The plaintiff Betty Rodner is the widow of Harold Rodner who died on June 3, 1952. At the time of his death Harold Rodner was Vice President of the Warner Bros. Service Corporation, a wholly-owned subsidiary of Warner Bros. Pictures, Inc. Rodner's salary at the time of his death was $500 a week. Mr. Rodner had been employed by Warner Bros. Service Corporation from 1946. Prior to 1946, he had been employed by other affiliates and subsidiaries of Warner Bros. Pictures, Inc. for about 18 years. On June 9, 1952 Mrs. Rodner received a check for $13,000 from the Circuit Settlement Corporation, which was the disbursing agent for the Warner Bros. Service Corporation and various other subsidiaries and affiliates of Warner Bros. Pictures, Inc. This $13,000 which was paid to Mrs. Rodner was taken as a deduction from gross income — as an expense for business management and not as wages or salaries — by Warner Bros. Pictures, Inc. in the consolidated corporate income tax return which it filed with the Collector of Internal Revenue for the fiscal year ending August 31, 1952.
The decision to make the $13,000 payment to Mrs. Rodner was reached by the following officers of Warner Bros. Pictures, Inc.: Mr. Schneider, Vice President; Mr. Carlisle, Assistant Treasurer; Mr. Martin, Auditor; and Mr. W. Stewart McDonald, Assistant Treasurer.

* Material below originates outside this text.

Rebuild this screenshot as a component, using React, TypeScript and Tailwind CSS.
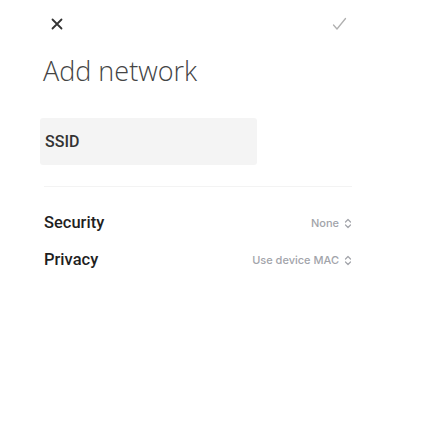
import React from 'react';

const Chevrons = () => (
    <svg width="8" height="11" viewBox="0 0 8 11" fill="none" stroke="currentColor" strokeWidth="1.2" strokeLinecap="round" strokeLinejoin="round">
        <path d="M1.5 4 L4 1.5 L6.5 4" />
        <path d="M1.5 7 L4 9.5 L6.5 7" />
    </svg>
);

const Row = ({ label, value }: { label: string; value: string }) => (
    <div className="flex items-center justify-between h-[37px] pl-[4px]">
        <span className="text-[16.5px] font-medium text-[#1f1f1f]" style={{ fontFamily: 'Roboto, sans-serif' }}>{label}</span>
        <span className="flex items-center gap-[5px] text-[11px] font-medium text-[#a2a4aa]" style={{ fontFamily: 'Inter, sans-serif' }}>
            {value}
            <Chevrons />
        </span>
    </div>
);

export default function App() {
    return (
        <div className="w-[424px] h-[448px] bg-white pl-[40px] pr-[72px] pt-[17px]">
            {/* Header */}
            <div className="flex items-center justify-between h-[14px]">
                <svg className="ml-[11px]" width="12" height="12" viewBox="0 0 12 12" stroke="#333" strokeWidth="1.8" strokeLinecap="round">
                    <path d="M1.5 1.5 L10.5 10.5 M10.5 1.5 L1.5 10.5" />
                </svg>
                <svg className="mr-[5px]" width="15" height="14" viewBox="0 0 15 14" fill="none" stroke="#b0b0b0" strokeWidth="1.3" strokeLinecap="round" strokeLinejoin="round">
                    <path d="M1.5 8 L5 12 L13.5 1.5" />
                </svg>
            </div>

            <h1 className="mt-[22px] ml-[3px] text-[27px] leading-[36px] font-light text-[#444]" style={{ fontFamily: '"Open Sans", sans-serif' }}>
                Add network
            </h1>

            {/* SSID */}
            <div className="mt-[29px] w-[217px] h-[47px] bg-[#f4f4f4] rounded-[3px] flex items-center pl-[5px]">
                <span className="text-[16px] font-medium text-[#333]" style={{ fontFamily: 'Roboto, sans-serif' }}>SSID</span>
            </div>

            <div className="mt-[21px] ml-[4px] h-px bg-[#f3f3f3]" />

            <div className="mt-[18px]">
                <Row label="Security" value="None" />
                <Row label="Privacy" value="Use device MAC" />
            </div>
        </div>
    );
}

One of those officers testified that in reaching the decision they agreed that they respected the decedent and would like to make a payment to his widow. They took into consideration as well his length of service, the character of the services that he had rendered, his loyalty to the organization and the importance of his position. There was no testimony that they took into account the needs of his widow.
The payment to Mrs. Rodner was never authorized by the Board of Directors of Warner Bros. Service Corporation or by the Board of Directors of the parent corporation, Warner Bros. Pictures, Inc. It was never authorized or ratified by the stockholders of the Service Corporation or of the parent corporation, Warner Bros. Pictures, Inc. The amount to be paid to Mrs. Rodner was fixed with reference to Mr. Rodner's salary at the time of his death; the lump-sum payment was equivalent to Mr. Rodner's salary for 26 weeks.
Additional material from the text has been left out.